Task to carry out:
Copy the material that follows word for word and omit its pictures.

Provided material:

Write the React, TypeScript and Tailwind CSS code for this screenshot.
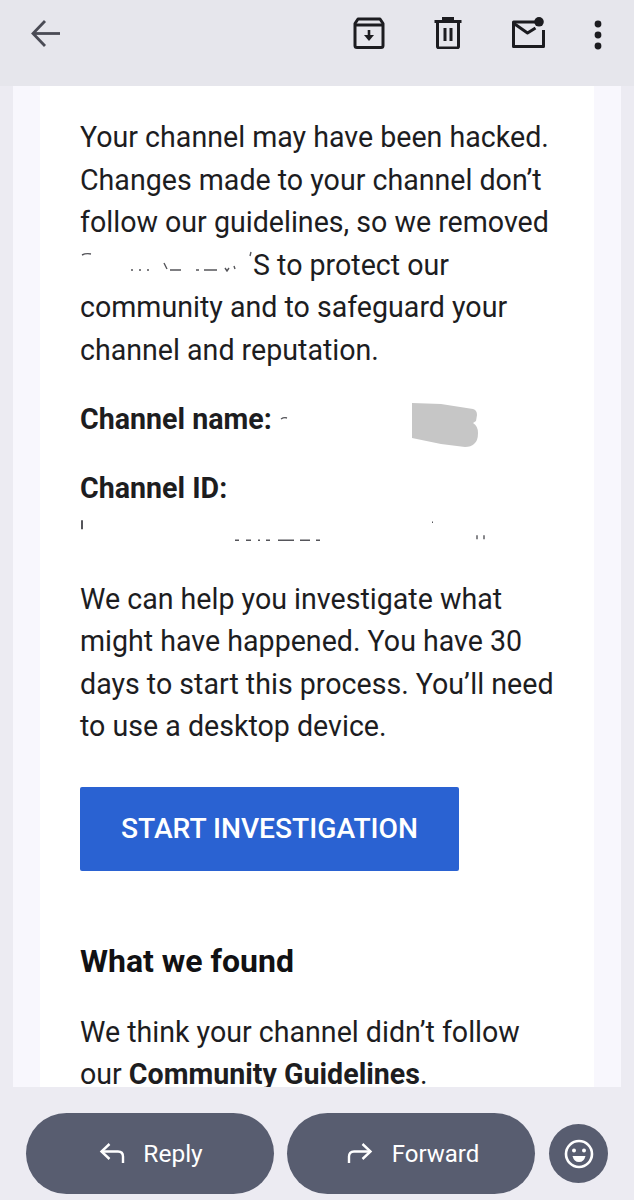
import React from 'react';

const para = 'text-[28.6px] leading-[42.5px] text-[#1d1d1f]';

function ArchiveIcon() {
  return (
    <svg width="32" height="32" viewBox="0 0 32 32" fill="none" stroke="#1c1c20" strokeWidth="3" strokeLinejoin="round">
      <path d="M2 6.500 5 2h22l3 4.500v22a2 2 0 0 1-2 2H4a2 2 0 0 1-2-2z" />
      <path d="M2 8h28" />
      <path d="M16 13v8" strokeWidth="2.600" />
      <path d="M11 18h10l-5 6z" fill="#1c1c20" stroke="none" />
    </svg>
  );
}

function TrashIcon() {
  return (
    <svg width="28" height="32" viewBox="0 0 28 32" fill="none" stroke="#1c1c20" strokeWidth="3">
      <path d="M0.500 4.500h27" />
      <path d="M9.500 3V1.500h9V3" />
      <path d="M3.500 5v24.500a1.500 1.500 0 0 0 1.500 1.500h18a1.500 1.500 0 0 0 1.500-1.500V5" />
      <path d="M11 11v13M17 11v13" />
    </svg>
  );
}

function MailDotIcon() {
  return (
    <svg width="34" height="32" viewBox="0 0 34 32" fill="none" stroke="#1c1c20" strokeWidth="3" strokeLinejoin="round">
      <path d="M24 5H2.500v24.500h30V13" />
      <path d="M3 6.500 16.500 16l8-5" />
      <circle cx="28" cy="4.800" r="4.800" fill="#1c1c20" stroke="none" />
    </svg>
  );
}

function DotsIcon() {
  return (
    <svg width="10" height="30" viewBox="0 0 10 30" fill="#1c1c20">
      <circle cx="5" cy="4" r="3.400" />
      <circle cx="5" cy="15" r="3.400" />
      <circle cx="5" cy="26" r="3.400" />
    </svg>
  );
}

export default function App() {
  return (
    <div className="flex h-[1200px] w-[634px] flex-col overflow-hidden bg-[#ecebf2] font-['Roboto',sans-serif]">
      {/* Top bar */}
      <header className="flex h-[86px] shrink-0 items-start bg-[#e6e6ec] pt-[17px]">
        <svg className="ml-[31px] mt-[3px]" width="29" height="27" viewBox="0 0 29 27" fill="none" stroke="#4a4b55" strokeWidth="2.800">
          <path d="M14 1 2 13.500 14 26" />
          <path d="M2 13.500h27" />
        </svg>
        <div className="ml-[293px]"><ArchiveIcon /></div>
        <div className="ml-[49px]"><TrashIcon /></div>
        <div className="ml-[49px]"><MailDotIcon /></div>
        <div className="ml-[48px] mt-[3px]"><DotsIcon /></div>
      </header>

      {/* Message body */}
      <main className="relative min-h-0 flex-1 overflow-hidden px-[13px]">
        <div className="h-full bg-[#f8f7fd] px-[27px]">
          <div className="h-full bg-white px-[40px] pt-[30px]">
            <p className={para}>
              Your channel may have been hacked. Changes made to your channel don’t follow our guidelines, so we removed{' '}
              <svg className="inline-block align-baseline" width="173" height="24" viewBox="0 0 173 24" fill="none" stroke="#55555a" strokeWidth="1.400">
                <path d="M2 4q4-2 9-1" />
                <path d="M51 19h2M59 19h2M67 19h2M84 12l3 6M90 19h11M116 19h3M124 19h13M145 17l2 3 2-3M154 15l1 3M171 1l-1 4" />
              </svg>
              S to protect our community and to safeguard your channel and reputation.
            </p>

            <p className={`${para} mt-[27px] font-bold`}>
              Channel name:{' '}
              <svg className="inline-block" width="22" height="12" viewBox="0 0 22 12" fill="none" stroke="#55555a" strokeWidth="1.400">
                <path d="M2 4q3-2 6-1" />
              </svg>
            </p>

            <p className={`${para} mt-[26px] font-bold`}>Channel ID:</p>
            <svg className="h-[42.500px] w-[420px]" viewBox="0 0 420 42" fill="none" stroke="#55555a">
              <path d="M2 11v9" strokeWidth="2" />
              <path d="M155 31h4M166 31h5M178 31h2M186 31h4M198 31h16M220 31h10M236 31h4M352 13h1M397 26v4M404 26v4" strokeWidth="1.400" />
            </svg>

            <p className={`${para} mt-[26px]`}>
              We can help you investigate what might have happened. You have 30 days to start this process. You’ll need to use a desktop device.
            </p>

            <button className="mt-[39px] flex h-[84px] w-[379px] items-center justify-center rounded-[2px] bg-[#2a62d2] pt-[2px] text-[28.200px] font-medium text-white">
              START INVESTIGATION
            </button>

            <h2 className="mt-[68px] text-[32px] font-bold leading-[44px] text-[#111113]">What we found</h2>

            <p className={`${para} mt-[28px]`}>
              We think your channel didn’t follow our <b className="font-bold">Community Guidelines</b>.
            </p>
          </div>
        </div>

        {/* Grey smudge painted over the channel name */}
        <svg className="absolute left-[411px] top-[317px]" width="68" height="45" viewBox="0 0 68 45" fill="#c6c6c6">
          <path d="M1 0 30 1l32 5q4 1 4 6l-1 6-3 2q5 3 5 10 0 8-4 11-3 3-9 3l-24-3L1 35z" />
        </svg>
      </main>

      {/* Bottom actions */}
      <footer className="flex h-[113px] shrink-0 items-start bg-[#ecebf2] pl-[26px] pt-[26px]">
        <button className="flex h-[81px] w-[248px] items-center justify-center gap-[18px] rounded-full bg-[#585d70] pl-[2px] pt-[1px] text-[24.500px] text-white">
          <svg width="26" height="24" viewBox="0 0 26 24" fill="none" stroke="white" strokeWidth="2.400">
            <path d="M10.500 2 2.500 9.500l8 7.500" />
            <path d="M2.500 9.500H19q5 0 5 5V21" />
          </svg>
          Reply
        </button>
        <button className="ml-[13px] flex h-[81px] w-[248px] items-center justify-center gap-[19px] rounded-full bg-[#585d70] pl-[4px] pt-[1px] text-[24px] text-white">
          <svg width="26" height="24" viewBox="0 0 26 24" fill="none" stroke="white" strokeWidth="2.400">
            <path d="M15.500 2l8 7.500-8 7.500" />
            <path d="M23.500 9.500H7q-5 0-5 5V21" />
          </svg>
          Forward
        </button>
        <button className="ml-[14px] mt-[11px] flex h-[59px] w-[59px] items-center justify-center rounded-full bg-[#585d70]">
          <svg width="30" height="30" viewBox="0 0 30 30" fill="none" stroke="white" strokeWidth="2.600">
            <circle cx="15" cy="15" r="13" />
            <circle cx="10" cy="11.500" r="2" fill="white" stroke="none" />
            <circle cx="20" cy="11.500" r="2" fill="white" stroke="none" />
            <path d="M8.500 17h13q-1.500 6-6.500 6t-6.500-6z" fill="white" stroke="none" />
          </svg>
        </button>
      </footer>
    </div>
  );
}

Output:
Write the React, TypeScript and Tailwind CSS code for this screenshot.
import React from 'react';

const para = 'text-[28.6px] leading-[42.5px] text-[#1d1d1f]';

function ArchiveIcon() {
  return (
    <svg width="32" height="32" viewBox="0 0 32 32" fill="none" stroke="#1c1c20" strokeWidth="3" strokeLinejoin="round">
      <path d="M2 6.500 5 2h22l3 4.500v22a2 2 0 0 1-2 2H4a2 2 0 0 1-2-2z" />
      <path d="M2 8h28" />
      <path d="M16 13v8" strokeWidth="2.600" />
      <path d="M11 18h10l-5 6z" fill="#1c1c20" stroke="none" />
    </svg>
  );
}

function TrashIcon() {
  return (
    <svg width="28" height="32" viewBox="0 0 28 32" fill="none" stroke="#1c1c20" strokeWidth="3">
      <path d="M0.500 4.500h27" />
      <path d="M9.500 3V1.500h9V3" />
      <path d="M3.500 5v24.500a1.500 1.500 0 0 0 1.500 1.500h18a1.500 1.500 0 0 0 1.500-1.500V5" />
      <path d="M11 11v13M17 11v13" />
    </svg>
  );
}

function MailDotIcon() {
  return (
    <svg width="34" height="32" viewBox="0 0 34 32" fill="none" stroke="#1c1c20" strokeWidth="3" strokeLinejoin="round">
      <path d="M24 5H2.500v24.500h30V13" />
      <path d="M3 6.500 16.500 16l8-5" />
      <circle cx="28" cy="4.800" r="4.800" fill="#1c1c20" stroke="none" />
    </svg>
  );
}

function DotsIcon() {
  return (
    <svg width="10" height="30" viewBox="0 0 10 30" fill="#1c1c20">
      <circle cx="5" cy="4" r="3.400" />
      <circle cx="5" cy="15" r="3.400" />
      <circle cx="5" cy="26" r="3.400" />
    </svg>
  );
}

export default function App() {
  return (
    <div className="flex h-[1200px] w-[634px] flex-col overflow-hidden bg-[#ecebf2] font-['Roboto',sans-serif]">
      {/* Top bar */}
      <header className="flex h-[86px] shrink-0 items-start bg-[#e6e6ec] pt-[17px]">
        <svg className="ml-[31px] mt-[3px]" width="29" height="27" viewBox="0 0 29 27" fill="none" stroke="#4a4b55" strokeWidth="2.800">
          <path d="M14 1 2 13.500 14 26" />
          <path d="M2 13.500h27" />
        </svg>
        <div className="ml-[293px]"><ArchiveIcon /></div>
        <div className="ml-[49px]"><TrashIcon /></div>
        <div className="ml-[49px]"><MailDotIcon /></div>
        <div className="ml-[48px] mt-[3px]"><DotsIcon /></div>
      </header>

      {/* Message body */}
      <main className="relative min-h-0 flex-1 overflow-hidden px-[13px]">
        <div className="h-full bg-[#f8f7fd] px-[27px]">
          <div className="h-full bg-white px-[40px] pt-[30px]">
            <p className={para}>
              Your channel may have been hacked. Changes made to your channel don’t follow our guidelines, so we removed{' '}
              <svg className="inline-block align-baseline" width="173" height="24" viewBox="0 0 173 24" fill="none" stroke="#55555a" strokeWidth="1.400">
                <path d="M2 4q4-2 9-1" />
                <path d="M51 19h2M59 19h2M67 19h2M84 12l3 6M90 19h11M116 19h3M124 19h13M145 17l2 3 2-3M154 15l1 3M171 1l-1 4" />
              </svg>
              S to protect our community and to safeguard your channel and reputation.
            </p>

            <p className={`${para} mt-[27px] font-bold`}>
              Channel name:{' '}
              <svg className="inline-block" width="22" height="12" viewBox="0 0 22 12" fill="none" stroke="#55555a" strokeWidth="1.400">
                <path d="M2 4q3-2 6-1" />
              </svg>
            </p>

            <p className={`${para} mt-[26px] font-bold`}>Channel ID:</p>
            <svg className="h-[42.500px] w-[420px]" viewBox="0 0 420 42" fill="none" stroke="#55555a">
              <path d="M2 11v9" strokeWidth="2" />
              <path d="M155 31h4M166 31h5M178 31h2M186 31h4M198 31h16M220 31h10M236 31h4M352 13h1M397 26v4M404 26v4" strokeWidth="1.400" />
            </svg>

            <p className={`${para} mt-[26px]`}>
              We can help you investigate what might have happened. You have 30 days to start this process. You’ll need to use a desktop device.
            </p>

            <button className="mt-[39px] flex h-[84px] w-[379px] items-center justify-center rounded-[2px] bg-[#2a62d2] pt-[2px] text-[28.200px] font-medium text-white">
              START INVESTIGATION
            </button>

            <h2 className="mt-[68px] text-[32px] font-bold leading-[44px] text-[#111113]">What we found</h2>

            <p className={`${para} mt-[28px]`}>
              We think your channel didn’t follow our <b className="font-bold">Community Guidelines</b>.
            </p>
          </div>
        </div>

        {/* Grey smudge painted over the channel name */}
        <svg className="absolute left-[411px] top-[317px]" width="68" height="45" viewBox="0 0 68 45" fill="#c6c6c6">
          <path d="M1 0 30 1l32 5q4 1 4 6l-1 6-3 2q5 3 5 10 0 8-4 11-3 3-9 3l-24-3L1 35z" />
        </svg>
      </main>

      {/* Bottom actions */}
      <footer className="flex h-[113px] shrink-0 items-start bg-[#ecebf2] pl-[26px] pt-[26px]">
        <button className="flex h-[81px] w-[248px] items-center justify-center gap-[18px] rounded-full bg-[#585d70] pl-[2px] pt-[1px] text-[24.500px] text-white">
          <svg width="26" height="24" viewBox="0 0 26 24" fill="none" stroke="white" strokeWidth="2.400">
            <path d="M10.500 2 2.500 9.500l8 7.500" />
            <path d="M2.500 9.500H19q5 0 5 5V21" />
          </svg>
          Reply
        </button>
        <button className="ml-[13px] flex h-[81px] w-[248px] items-center justify-center gap-[19px] rounded-full bg-[#585d70] pl-[4px] pt-[1px] text-[24px] text-white">
          <svg width="26" height="24" viewBox="0 0 26 24" fill="none" stroke="white" strokeWidth="2.400">
            <path d="M15.500 2l8 7.500-8 7.500" />
            <path d="M23.500 9.500H7q-5 0-5 5V21" />
          </svg>
          Forward
        </button>
        <button className="ml-[14px] mt-[11px] flex h-[59px] w-[59px] items-center justify-center rounded-full bg-[#585d70]">
          <svg width="30" height="30" viewBox="0 0 30 30" fill="none" stroke="white" strokeWidth="2.600">
            <circle cx="15" cy="15" r="13" />
            <circle cx="10" cy="11.500" r="2" fill="white" stroke="none" />
            <circle cx="20" cy="11.500" r="2" fill="white" stroke="none" />
            <path d="M8.500 17h13q-1.500 6-6.500 6t-6.500-6z" fill="white" stroke="none" />
          </svg>
        </button>
      </footer>
    </div>
  );
}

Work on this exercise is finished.